# Records supplied:
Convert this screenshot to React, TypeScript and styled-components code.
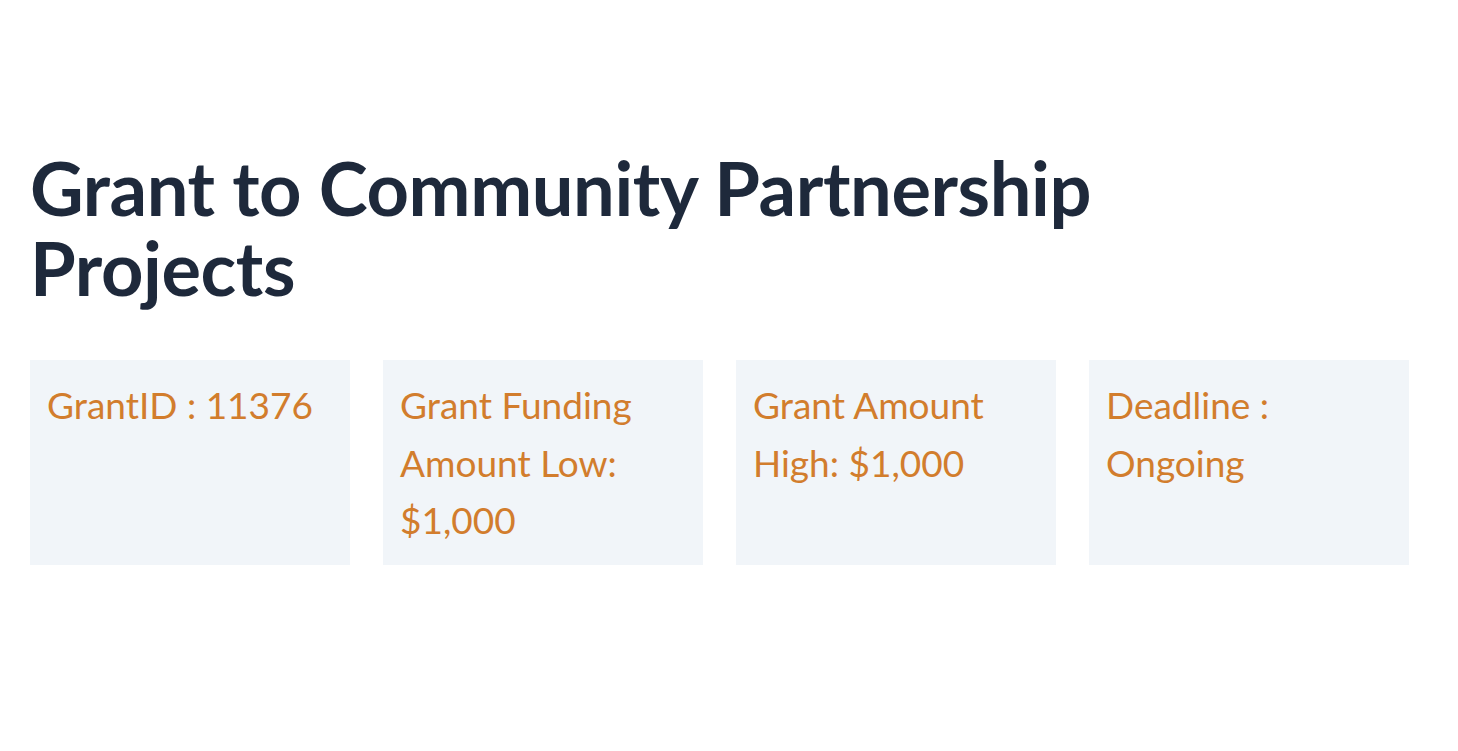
import React from "react";
import styled, { createGlobalStyle } from "styled-components";

const Global = createGlobalStyle`
  html, body { margin: 0; padding: 0; background: #ffffff; }
  body { font-family: Lato, "Noto Sans", sans-serif; }
`;

const Page = styled.main`
  padding: 148px 0 0 30px;
  display: flex;
  flex-direction: column;
  gap: 52px;
`;

const Title = styled.h1`
  margin: 0;
  max-width: 1100px;
  font-family: Lato, "Noto Sans", sans-serif;
  font-size: 74px;
  line-height: 80px;
  font-weight: 700;
  color: #1e293b;
  letter-spacing: -0.4px;
`;

const Grid = styled.section`
  display: grid;
  grid-template-columns: repeat(4, 320px);
  column-gap: 33px;
  align-items: stretch;
`;

const Card = styled.div`
  background: #f1f5f9;
  padding: 16px 17px;
  font-size: 37px;
  line-height: 57.6px;
  color: #d27d2d;
`;

const items = [
  "GrantID : 11376",
  "Grant Funding Amount Low: $1,000",
  "Grant Amount High: $1,000",
  "Deadline : Ongoing",
];

export default function App() {
  return (
    <>
      <Global />
      <Page>
        <Title>Grant to Community Partnership Projects</Title>
        <Grid>
          {items.map((t) => (
            <Card key={t}>{t}</Card>
          ))}
        </Grid>
      </Page>
    </>
  );
}
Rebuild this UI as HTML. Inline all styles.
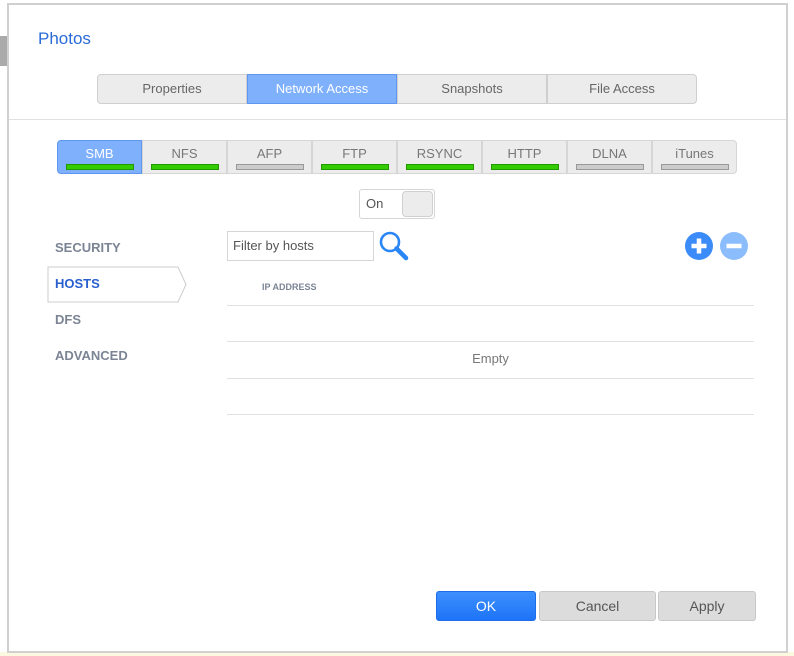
<!DOCTYPE html>
<html><head><style>
*{box-sizing:border-box;margin:0;padding:0}
body{width:794px;height:656px;background:#fff;position:relative;overflow:hidden;font-family:"Liberation Sans","DejaVu Sans",sans-serif;}
.a{position:absolute}
.dlg{left:7px;top:3px;width:781px;height:650px;border:2px solid #d0d0d0;border-top-width:2px;background:#fff}
.tab{position:absolute;top:74px;height:30px;width:150px;background:#ececec;border:1px solid #cfcfcf;color:#666;font-size:13px;text-align:center;line-height:28px}
.svc{position:absolute;top:140px;height:34px;width:85px;background:#ececec;border:1px solid #d6d6d6;color:#777;font-size:13px;text-align:center;line-height:26px}
.svc i{position:absolute;left:8px;top:23px;width:68px;height:6px;background:#33cc00;border:1px solid #229900}
.svc i.g{background:#ccc;border-color:#999}
.nav{position:absolute;left:55px;font-size:13px;font-weight:bold;color:#7b8494}
.ln{position:absolute;left:227px;width:527px;height:1px;background:#e0e0e0}
.btn{position:absolute;top:591px;height:30px;border-radius:3px;font-size:14px;text-align:center;line-height:28px}
</style></head><body>
<div class="a" style="left:0;top:36px;width:7px;height:30px;background:#aaa"></div>
<div class="a" style="left:0;top:652px;width:794px;height:4px;background:#fbf9e0"></div>
<div class="a dlg"></div>
<div class="a" style="left:38px;top:29px;font-size:17px;color:#2a6bd8">Photos</div>
<div class="tab" style="left:97px;border-radius:4px 0 0 4px">Properties</div>
<div class="tab" style="left:247px;background:#7eb0fb;border-color:#5e96f0;color:#fff">Network Access</div>
<div class="tab" style="left:397px">Snapshots</div>
<div class="tab" style="left:547px;border-radius:0 4px 4px 0">File Access</div>
<div class="a" style="left:9px;top:119px;width:777px;height:1px;background:#e0e0e0"></div>

<div class="svc" style="left:57px;background:#7eb0fb;border-color:#5e96f0;color:#fff;border-radius:4px 0 0 4px">SMB<i></i></div>
<div class="svc" style="left:142px">NFS<i></i></div>
<div class="svc" style="left:227px">AFP<i class="g"></i></div>
<div class="svc" style="left:312px">FTP<i></i></div>
<div class="svc" style="left:397px">RSYNC<i></i></div>
<div class="svc" style="left:482px">HTTP<i></i></div>
<div class="svc" style="left:567px">DLNA<i class="g"></i></div>
<div class="svc" style="left:652px;border-radius:0 4px 4px 0">iTunes<i class="g"></i></div>

<div class="a" style="left:359px;top:189px;width:76px;height:30px;border:1px solid #d6d6d6;border-radius:3px;font-size:13px;color:#555;padding:6px 0 0 6px">On</div>
<div class="a" style="left:402px;top:191px;width:31px;height:26px;background:#ececec;border:1px solid #d0d0d0;border-radius:4px"></div>

<div class="nav" style="top:240px">SECURITY</div>
<svg class="a" style="left:47px;top:266px" width="142" height="38"><path d="M1 1H131L139 18.5L131 36H1Z" fill="#fff" stroke="#ccc"/></svg>
<div class="nav" style="top:276px;color:#2a5fd0">HOSTS</div>
<div class="nav" style="top:312px">DFS</div>
<div class="nav" style="top:348px">ADVANCED</div>

<div class="a" style="left:227px;top:231px;width:147px;height:30px;border:1px solid #d6d6d6;font-size:13px;color:#555;padding:6px 0 0 5px">Filter by hosts</div>
<svg class="a" style="left:378px;top:230px" width="32" height="32"><circle cx="12" cy="12" r="9" fill="none" stroke="#2a85f5" stroke-width="2.6"/><path d="M18.5 18.5L28 28" stroke="#2a85f5" stroke-width="4.5" stroke-linecap="round"/></svg>
<svg class="a" style="left:684px;top:231px" width="66" height="30"><circle cx="15" cy="15" r="14" fill="#3b8cf8"/><path d="M15 7.5V22.5M7.5 15H22.5" stroke="#fff" stroke-width="4.5"/><circle cx="50" cy="15" r="14" fill="#8bbcfc"/><path d="M42.5 15H57.5" stroke="#fff" stroke-width="4.5"/></svg>

<div class="a" style="left:262px;top:282px;font-size:9px;font-weight:bold;color:#7b8494">IP ADDRESS</div>
<div class="ln" style="top:305px"></div>
<div class="ln" style="top:341px"></div>
<div class="a" style="left:227px;width:527px;top:351px;text-align:center;font-size:13px;color:#777">Empty</div>
<div class="ln" style="top:378px"></div>
<div class="ln" style="top:414px"></div>

<div class="btn" style="left:436px;width:100px;background:linear-gradient(#3d8ffd,#1e74f8);border:1px solid #1d6ee8;color:#fff">OK</div>
<div class="btn" style="left:539px;width:117px;background:#dcdcdc;border:1px solid #c8c8c8;color:#555">Cancel</div>
<div class="btn" style="left:658px;width:98px;background:#dcdcdc;border:1px solid #c8c8c8;color:#555">Apply</div>
</body></html>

# Given request:
Repeat all of the data above word for word, minus the pictures.

# Answer to the task:
Convert this screenshot to React, TypeScript and styled-components code.
import React from "react";
import styled, { createGlobalStyle } from "styled-components";

const Global = createGlobalStyle`
  html, body { margin: 0; padding: 0; background: #ffffff; }
  body { font-family: Lato, "Noto Sans", sans-serif; }
`;

const Page = styled.main`
  padding: 148px 0 0 30px;
  display: flex;
  flex-direction: column;
  gap: 52px;
`;

const Title = styled.h1`
  margin: 0;
  max-width: 1100px;
  font-family: Lato, "Noto Sans", sans-serif;
  font-size: 74px;
  line-height: 80px;
  font-weight: 700;
  color: #1e293b;
  letter-spacing: -0.4px;
`;

const Grid = styled.section`
  display: grid;
  grid-template-columns: repeat(4, 320px);
  column-gap: 33px;
  align-items: stretch;
`;

const Card = styled.div`
  background: #f1f5f9;
  padding: 16px 17px;
  font-size: 37px;
  line-height: 57.6px;
  color: #d27d2d;
`;

const items = [
  "GrantID : 11376",
  "Grant Funding Amount Low: $1,000",
  "Grant Amount High: $1,000",
  "Deadline : Ongoing",
];

export default function App() {
  return (
    <>
      <Global />
      <Page>
        <Title>Grant to Community Partnership Projects</Title>
        <Grid>
          {items.map((t) => (
            <Card key={t}>{t}</Card>
          ))}
        </Grid>
      </Page>
    </>
  );
}
Rebuild this UI as HTML. Inline all styles.
<!DOCTYPE html>
<html><head><style>
*{box-sizing:border-box;margin:0;padding:0}
body{width:794px;height:656px;background:#fff;position:relative;overflow:hidden;font-family:"Liberation Sans","DejaVu Sans",sans-serif;}
.a{position:absolute}
.dlg{left:7px;top:3px;width:781px;height:650px;border:2px solid #d0d0d0;border-top-width:2px;background:#fff}
.tab{position:absolute;top:74px;height:30px;width:150px;background:#ececec;border:1px solid #cfcfcf;color:#666;font-size:13px;text-align:center;line-height:28px}
.svc{position:absolute;top:140px;height:34px;width:85px;background:#ececec;border:1px solid #d6d6d6;color:#777;font-size:13px;text-align:center;line-height:26px}
.svc i{position:absolute;left:8px;top:23px;width:68px;height:6px;background:#33cc00;border:1px solid #229900}
.svc i.g{background:#ccc;border-color:#999}
.nav{position:absolute;left:55px;font-size:13px;font-weight:bold;color:#7b8494}
.ln{position:absolute;left:227px;width:527px;height:1px;background:#e0e0e0}
.btn{position:absolute;top:591px;height:30px;border-radius:3px;font-size:14px;text-align:center;line-height:28px}
</style></head><body>
<div class="a" style="left:0;top:36px;width:7px;height:30px;background:#aaa"></div>
<div class="a" style="left:0;top:652px;width:794px;height:4px;background:#fbf9e0"></div>
<div class="a dlg"></div>
<div class="a" style="left:38px;top:29px;font-size:17px;color:#2a6bd8">Photos</div>
<div class="tab" style="left:97px;border-radius:4px 0 0 4px">Properties</div>
<div class="tab" style="left:247px;background:#7eb0fb;border-color:#5e96f0;color:#fff">Network Access</div>
<div class="tab" style="left:397px">Snapshots</div>
<div class="tab" style="left:547px;border-radius:0 4px 4px 0">File Access</div>
<div class="a" style="left:9px;top:119px;width:777px;height:1px;background:#e0e0e0"></div>

<div class="svc" style="left:57px;background:#7eb0fb;border-color:#5e96f0;color:#fff;border-radius:4px 0 0 4px">SMB<i></i></div>
<div class="svc" style="left:142px">NFS<i></i></div>
<div class="svc" style="left:227px">AFP<i class="g"></i></div>
<div class="svc" style="left:312px">FTP<i></i></div>
<div class="svc" style="left:397px">RSYNC<i></i></div>
<div class="svc" style="left:482px">HTTP<i></i></div>
<div class="svc" style="left:567px">DLNA<i class="g"></i></div>
<div class="svc" style="left:652px;border-radius:0 4px 4px 0">iTunes<i class="g"></i></div>

<div class="a" style="left:359px;top:189px;width:76px;height:30px;border:1px solid #d6d6d6;border-radius:3px;font-size:13px;color:#555;padding:6px 0 0 6px">On</div>
<div class="a" style="left:402px;top:191px;width:31px;height:26px;background:#ececec;border:1px solid #d0d0d0;border-radius:4px"></div>

<div class="nav" style="top:240px">SECURITY</div>
<svg class="a" style="left:47px;top:266px" width="142" height="38"><path d="M1 1H131L139 18.5L131 36H1Z" fill="#fff" stroke="#ccc"/></svg>
<div class="nav" style="top:276px;color:#2a5fd0">HOSTS</div>
<div class="nav" style="top:312px">DFS</div>
<div class="nav" style="top:348px">ADVANCED</div>

<div class="a" style="left:227px;top:231px;width:147px;height:30px;border:1px solid #d6d6d6;font-size:13px;color:#555;padding:6px 0 0 5px">Filter by hosts</div>
<svg class="a" style="left:378px;top:230px" width="32" height="32"><circle cx="12" cy="12" r="9" fill="none" stroke="#2a85f5" stroke-width="2.6"/><path d="M18.5 18.5L28 28" stroke="#2a85f5" stroke-width="4.5" stroke-linecap="round"/></svg>
<svg class="a" style="left:684px;top:231px" width="66" height="30"><circle cx="15" cy="15" r="14" fill="#3b8cf8"/><path d="M15 7.5V22.5M7.5 15H22.5" stroke="#fff" stroke-width="4.5"/><circle cx="50" cy="15" r="14" fill="#8bbcfc"/><path d="M42.5 15H57.5" stroke="#fff" stroke-width="4.5"/></svg>

<div class="a" style="left:262px;top:282px;font-size:9px;font-weight:bold;color:#7b8494">IP ADDRESS</div>
<div class="ln" style="top:305px"></div>
<div class="ln" style="top:341px"></div>
<div class="a" style="left:227px;width:527px;top:351px;text-align:center;font-size:13px;color:#777">Empty</div>
<div class="ln" style="top:378px"></div>
<div class="ln" style="top:414px"></div>

<div class="btn" style="left:436px;width:100px;background:linear-gradient(#3d8ffd,#1e74f8);border:1px solid #1d6ee8;color:#fff">OK</div>
<div class="btn" style="left:539px;width:117px;background:#dcdcdc;border:1px solid #c8c8c8;color:#555">Cancel</div>
<div class="btn" style="left:658px;width:98px;background:#dcdcdc;border:1px solid #c8c8c8;color:#555">Apply</div>
</body></html>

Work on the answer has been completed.